2. In each process `from fastai2.distributed import *`, and surround the fitting function `with learn.distrib_ctx()`.

### Quick links to course-v4 chapters `mpify`-ed:

[01_intro.ipynb](/examples/fastai2_course-v4-01_intro_distrib.ipynb)

[05_pet_breeds.ipynb](#01petbreeds)

[06_multicat.ipynb](/examples/fastai2_course-v4_06_multicat_distrib.ipynb)

[07_sizing_and_tta.ipynb](/examples/fastai2_course-v4_07_sizing_tta_distrib.ipynb)

[08_collab.ipynb](/examples/fastai2_course-v4_08_collab_distrib.ipynb)

### Below are the distributed training examples correspond to fastai2 course-v4 <a href='https://github.com/fastai/course-v4/blob/master/nbs/07_sizing_and_tta.ipynb' target='_blank'>`07_sizing_and_tta.ipynb`</a>

### <a name='07sizingtta'></a> 07 Sizing and TTA

In this chapter, `Imagenette` dataset is trained with incremental optimization.  Then training tricks are added one by one.
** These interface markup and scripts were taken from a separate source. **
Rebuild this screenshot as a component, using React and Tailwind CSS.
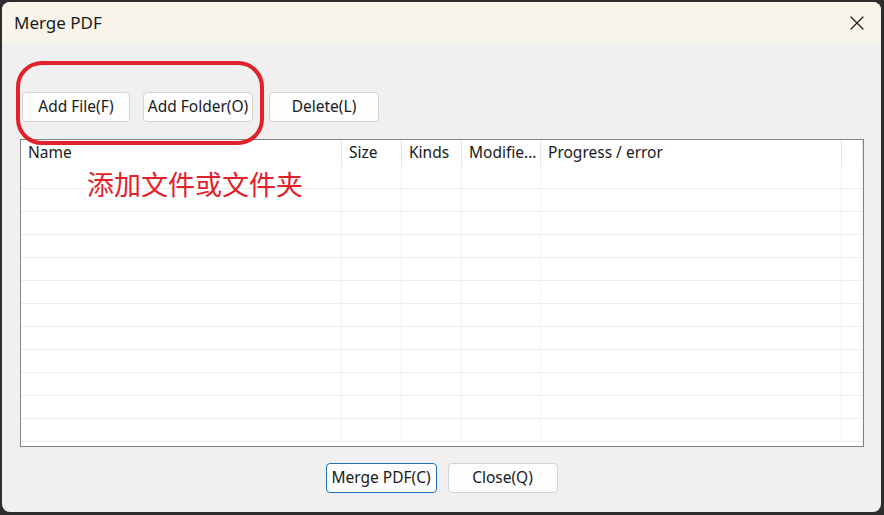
import { X } from 'lucide-react'

const columns = [
  { label: 'Name', w: 'w-[321px]' },
  { label: 'Size', w: 'w-[60px]' },
  { label: 'Kinds', w: 'w-[60px]' },
  { label: 'Modifie...', w: 'w-[79px]' },
  { label: 'Progress / error', w: 'w-[301px]' },
  { label: '', w: 'flex-1' },
]

const rows = Array.from({ length: 12 })

function WinButton({ children, width, primary }) {
  return (
    <button
      type="button"
      className={
        'h-[30px] rounded-[4px] border bg-[#fdfdfd] text-[15.5px] text-[#1a1a1a] ' +
        width +
        (primary ? ' border-[#1b6fb8]' : ' border-[#d3d3d3]')
      }
    >
      {children}
    </button>
  )
}

export default function App() {
  return (
    <div
      className="h-[515px] w-[884px] overflow-hidden bg-[#2d2d2d] pt-[2px] pl-[2px] pr-[3px] pb-[3px]"
      style={{ fontFamily: '"Noto Sans", "Noto Sans CJK SC", sans-serif' }}
    >
      <div className="relative flex h-full flex-col overflow-hidden rounded-[8px] bg-[#f0f0f0]">
        {/* title bar */}
        <div className="flex h-[41px] items-center justify-between bg-[#f8f4e9] pl-[12px] pr-[12px]">
          <span className="text-[17px] text-[#1a1a1a]">Merge PDF</span>
          <X size={24} strokeWidth={1.2} className="text-[#1a1a1a]" />
        </div>

        <div className="flex flex-1 flex-col pl-[18px] pr-[14px]">
          {/* toolbar */}
          <div className="mt-[49px] flex pl-[2px]">
            <WinButton width="w-[108px]">Add File(F)</WinButton>
            <div className="ml-[13px]">
              <WinButton width="w-[110px]">Add Folder(O)</WinButton>
            </div>
            <div className="ml-[16px]">
              <WinButton width="w-[110px]">Delete(L)</WinButton>
            </div>
          </div>

          {/* file list */}
          <div className="mt-[17px] h-[308px] w-[844px] overflow-hidden border border-[#838383] bg-white">
            <div className="flex h-[26px]">
              {columns.map((c, i) => (
                <div
                  key={i}
                  className={'flex h-full items-center border-r border-[#e6e6e6] px-[7px] text-[15.5px] text-[#1a1a1a] ' + c.w}
                >
                  {c.label}
                </div>
              ))}
            </div>
            {rows.map((_, r) => (
              <div key={r} className="flex h-[23px] border-b border-[#ececec]">
                {columns.map((c, i) => (
                  <div key={i} className={'h-full border-r border-[#f2f2f2] ' + c.w} />
                ))}
              </div>
            ))}
          </div>

          {/* dialog buttons */}
          <div className="mt-[16px] flex justify-center gap-[11px] pr-[4px]">
            <WinButton width="w-[111px]" primary>
              Merge PDF(C)
            </WinButton>
            <WinButton width="w-[110px]">Close(Q)</WinButton>
          </div>
        </div>

        {/* red markup over the toolbar */}
        <div className="pointer-events-none absolute left-[14px] top-[59px] h-[84px] w-[248px] rounded-[26px] border-[4px] border-[#e3212b]" />
        <div className="pointer-events-none absolute left-[85px] top-[169px] text-[27px] leading-none text-[#e3212b]">
          添加文件或文件夹
        </div>
      </div>
    </div>
  )
}
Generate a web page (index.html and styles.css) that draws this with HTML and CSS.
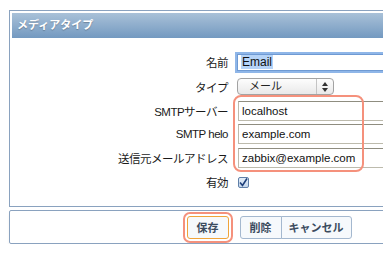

First normalization, then progressive resizing, then a choice between `learn.fine_tune()` or `learn.fit_one_cycle()`.

For clarity, I created TWO pairs of `get_dls*()` and `train_imgnette*()`:

First pair is for the base case: no normalization, one size, and uses `fit_one_cycle().

The second pair adds normalization, allow custom batch size and image size, choice of `fit_one_cycle` vs `fine_tune`, and loading from a saved model state file.



In [None]:
from mpify import in_torchddp
from fastai2.vision.all import *

path = untar_data(URLs.IMAGENETTE)

#  First Pair of dataloader factory and training function, all hard coded values.
def get_dls_basic():
    dblock = DataBlock(blocks=(ImageBlock(), CategoryBlock()),
                       get_items=get_image_files,
                       get_y=parent_label,
                       item_tfms=Resize(460),
                       batch_tfms=aug_transforms(size=224, min_scale=0.75))
    dls = dblock.dataloaders(path, bs=64)
    return dls

def train_imgnette_basic(nepochs, lr, *args, **kwargs):
    dls = get_dls_basic() 
    model = xresnet50()
    learn = Learner(dls, model, loss_func=CrossEntropyLossFlat(), metrics=accuracy)
    
    with learn.distrib_ctx():
        learn.fit_one_cycle(nepochs, lr)
    
    return learn

# Second pair allows several customizable parameters
def get_dls_general(bs, size):
    dblock = DataBlock(blocks=(ImageBlock, CategoryBlock),
                       get_items=get_image_files,
                       get_y=parent_label,
                       item_tfms=Resize(460),
                       batch_tfms=[*aug_transforms(size=size, min_scale=0.75),
                            Normalize.from_stats(*imagenet_stats)])
    return dblock.dataloaders(path, bs=bs)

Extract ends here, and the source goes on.